[Source data]:
════════════════════
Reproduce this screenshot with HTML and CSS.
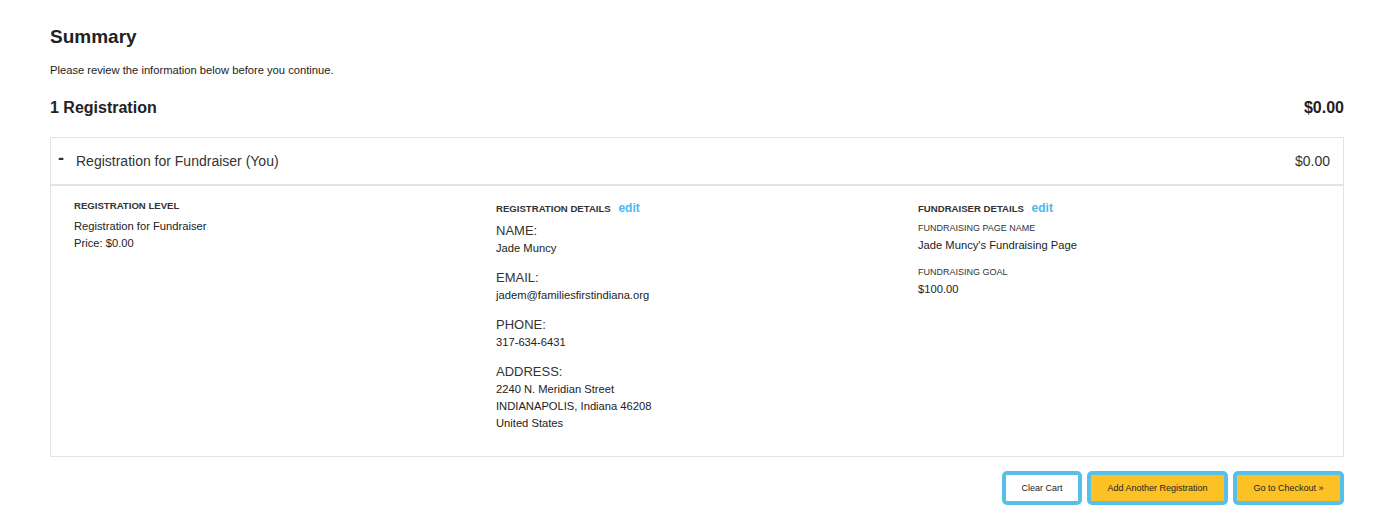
FILE: index.html
```html
<!DOCTYPE html>
<html lang="en">
<head>
    <meta charset="UTF-8">
    <title>Summary</title>
    <link rel="stylesheet" href="styles.css">
</head>
<body>

<div class="page">
    <h1>Summary</h1>
    <p class="intro">Please review the information below before you continue.</p>

    <div class="cart-total">
        <h2>1 Registration</h2>
        <span class="total">$0.00</span>
    </div>

    <!-- Registration item -->
    <div class="reg-box">
        <div class="reg-head">
            <span class="toggle">-</span>
            <span class="reg-title">Registration for Fundraiser (You)</span>
            <span class="reg-price">$0.00</span>
        </div>
        <div class="reg-body">
            <div class="col">
                <h4>REGISTRATION LEVEL</h4>
                <div class="value">Registration for Fundraiser</div>
                <div class="value">Price: $0.00</div>
            </div>
            <div class="col">
                <h4 class="with-edit">REGISTRATION DETAILS <a href="#">edit</a></h4>
                <div class="field">
                    <div class="label">NAME:</div>
                    <div class="value">Jade Muncy</div>
                </div>
                <div class="field">
                    <div class="label">EMAIL:</div>
                    <div class="value">jadem@familiesfirstindiana.org</div>
                </div>
                <div class="field">
                    <div class="label">PHONE:</div>
                    <div class="value">317-634-6431</div>
                </div>
                <div class="field">
                    <div class="label">ADDRESS:</div>
                    <div class="value">2240 N. Meridian Street</div>
                    <div class="value">INDIANAPOLIS, Indiana 46208</div>
                    <div class="value">United States</div>
                </div>
            </div>
            <div class="col">
                <h4 class="with-edit">FUNDRAISER DETAILS <a href="#">edit</a></h4>
                <div class="field fund">
                    <div class="small-label">FUNDRAISING PAGE NAME</div>
                    <div class="value">Jade Muncy's Fundraising Page</div>
                </div>
                <div class="field fund">
                    <div class="small-label">FUNDRAISING GOAL</div>
                    <div class="value">$100.00</div>
                </div>
            </div>
        </div>
    </div>

    <div class="actions">
        <button class="btn btn-white">Clear Cart</button>
        <button class="btn btn-yellow">Add Another Registration</button>
        <button class="btn btn-yellow btn-checkout">Go to Checkout &raquo;</button>
    </div>
</div>

</body>
</html>
```

FILE: styles.css
```css
body {
    font-family: 'Liberation Sans', Arial, sans-serif;
    margin: 0;
    padding: 0;
    background: #fff;
    color: #222;
}
.page {
    padding: 25px 51px 0 50px;
}
h1 {
    font-size: 19px;
    font-weight: bold;
    margin: 0;
    line-height: 24px;
}
.intro {
    font-size: 11.2px;
    margin: 14px 0 0 0;
    line-height: 14px;
}
.cart-total {
    display: flex;
    justify-content: space-between;
    align-items: center;
    margin-top: 21px;
}
.cart-total h2 {
    font-size: 16px;
    margin: 0;
    line-height: 20px;
}
.total {
    font-size: 16px;
    font-weight: bold;
}
.reg-box {
    margin-top: 19px;
    border: 1px solid #e3e3e3;
}
.reg-head {
    display: flex;
    align-items: center;
    height: 46px;
    padding: 0 13px 0 7px;
    border-bottom: 2px solid #e3e3e3;
    font-size: 14px;
    color: #333;
}
.toggle {
    font-size: 18px;
    font-weight: bold;
    width: 18px;
    margin-top: -6px;
}
.reg-title {
    flex: 1;
}
.reg-body {
    display: grid;
    grid-template-columns: repeat(3, minmax(0, 1fr));
    padding: 13px 3px 12px 23px;
}
.col h4 {
    font-size: 9.6px;
    font-weight: bold;
    color: #333;
    margin: 0 0 5px 0;
    line-height: 14px;
}
.col h4.with-edit {
    margin-top: 2px;
    margin-bottom: 6px;
}
.col h4 a {
    color: #4db7ea;
    font-size: 12px;
    text-decoration: none;
    margin-left: 5px;
}
.value {
    font-size: 11.2px;
    line-height: 17px;
    color: #222;
}
.field {
    margin-bottom: 12px;
}
.label {
    font-size: 13px;
    color: #333;
    line-height: 17px;
    margin-bottom: 1px;
}
.small-label {
    font-size: 9px;
    line-height: 13px;
    margin-bottom: 2px;
    color: #333;
}
.actions {
    display: flex;
    justify-content: flex-end;
    gap: 5px;
    margin-top: 14px;
}
.btn {
    font-family: 'Liberation Sans', Arial, sans-serif;
    font-size: 9px;
    color: #222;
    border: 4px solid #56bfea;
    border-radius: 5px;
    height: 34px;
    cursor: pointer;
}
.btn-white {
    background: #fff;
    width: 80px;
}
.btn-yellow {
    background: #fcc225;
    width: 141px;
}
.btn-checkout {
    width: 111px;
}
```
════════════════════
[Stated task]: Restate the data above word for word. Do not include the images.

[Task response]:
Reproduce this screenshot with HTML and CSS.
FILE: index.html
```html
<!DOCTYPE html>
<html lang="en">
<head>
    <meta charset="UTF-8">
    <title>Summary</title>
    <link rel="stylesheet" href="styles.css">
</head>
<body>

<div class="page">
    <h1>Summary</h1>
    <p class="intro">Please review the information below before you continue.</p>

    <div class="cart-total">
        <h2>1 Registration</h2>
        <span class="total">$0.00</span>
    </div>

    <!-- Registration item -->
    <div class="reg-box">
        <div class="reg-head">
            <span class="toggle">-</span>
            <span class="reg-title">Registration for Fundraiser (You)</span>
            <span class="reg-price">$0.00</span>
        </div>
        <div class="reg-body">
            <div class="col">
                <h4>REGISTRATION LEVEL</h4>
                <div class="value">Registration for Fundraiser</div>
                <div class="value">Price: $0.00</div>
            </div>
            <div class="col">
                <h4 class="with-edit">REGISTRATION DETAILS <a href="#">edit</a></h4>
                <div class="field">
                    <div class="label">NAME:</div>
                    <div class="value">Jade Muncy</div>
                </div>
                <div class="field">
                    <div class="label">EMAIL:</div>
                    <div class="value">jadem@familiesfirstindiana.org</div>
                </div>
                <div class="field">
                    <div class="label">PHONE:</div>
                    <div class="value">317-634-6431</div>
                </div>
                <div class="field">
                    <div class="label">ADDRESS:</div>
                    <div class="value">2240 N. Meridian Street</div>
                    <div class="value">INDIANAPOLIS, Indiana 46208</div>
                    <div class="value">United States</div>
                </div>
            </div>
            <div class="col">
                <h4 class="with-edit">FUNDRAISER DETAILS <a href="#">edit</a></h4>
                <div class="field fund">
                    <div class="small-label">FUNDRAISING PAGE NAME</div>
                    <div class="value">Jade Muncy's Fundraising Page</div>
                </div>
                <div class="field fund">
                    <div class="small-label">FUNDRAISING GOAL</div>
                    <div class="value">$100.00</div>
                </div>
            </div>
        </div>
    </div>

    <div class="actions">
        <button class="btn btn-white">Clear Cart</button>
        <button class="btn btn-yellow">Add Another Registration</button>
        <button class="btn btn-yellow btn-checkout">Go to Checkout &raquo;</button>
    </div>
</div>

</body>
</html>
```

FILE: styles.css
```css
body {
    font-family: 'Liberation Sans', Arial, sans-serif;
    margin: 0;
    padding: 0;
    background: #fff;
    color: #222;
}
.page {
    padding: 25px 51px 0 50px;
}
h1 {
    font-size: 19px;
    font-weight: bold;
    margin: 0;
    line-height: 24px;
}
.intro {
    font-size: 11.2px;
    margin: 14px 0 0 0;
    line-height: 14px;
}
.cart-total {
    display: flex;
    justify-content: space-between;
    align-items: center;
    margin-top: 21px;
}
.cart-total h2 {
    font-size: 16px;
    margin: 0;
    line-height: 20px;
}
.total {
    font-size: 16px;
    font-weight: bold;
}
.reg-box {
    margin-top: 19px;
    border: 1px solid #e3e3e3;
}
.reg-head {
    display: flex;
    align-items: center;
    height: 46px;
    padding: 0 13px 0 7px;
    border-bottom: 2px solid #e3e3e3;
    font-size: 14px;
    color: #333;
}
.toggle {
    font-size: 18px;
    font-weight: bold;
    width: 18px;
    margin-top: -6px;
}
.reg-title {
    flex: 1;
}
.reg-body {
    display: grid;
    grid-template-columns: repeat(3, minmax(0, 1fr));
    padding: 13px 3px 12px 23px;
}
.col h4 {
    font-size: 9.6px;
    font-weight: bold;
    color: #333;
    margin: 0 0 5px 0;
    line-height: 14px;
}
.col h4.with-edit {
    margin-top: 2px;
    margin-bottom: 6px;
}
.col h4 a {
    color: #4db7ea;
    font-size: 12px;
    text-decoration: none;
    margin-left: 5px;
}
.value {
    font-size: 11.2px;
    line-height: 17px;
    color: #222;
}
.field {
    margin-bottom: 12px;
}
.label {
    font-size: 13px;
    color: #333;
    line-height: 17px;
    margin-bottom: 1px;
}
.small-label {
    font-size: 9px;
    line-height: 13px;
    margin-bottom: 2px;
    color: #333;
}
.actions {
    display: flex;
    justify-content: flex-end;
    gap: 5px;
    margin-top: 14px;
}
.btn {
    font-family: 'Liberation Sans', Arial, sans-serif;
    font-size: 9px;
    color: #222;
    border: 4px solid #56bfea;
    border-radius: 5px;
    height: 34px;
    cursor: pointer;
}
.btn-white {
    background: #fff;
    width: 80px;
}
.btn-yellow {
    background: #fcc225;
    width: 141px;
}
.btn-checkout {
    width: 111px;
}
```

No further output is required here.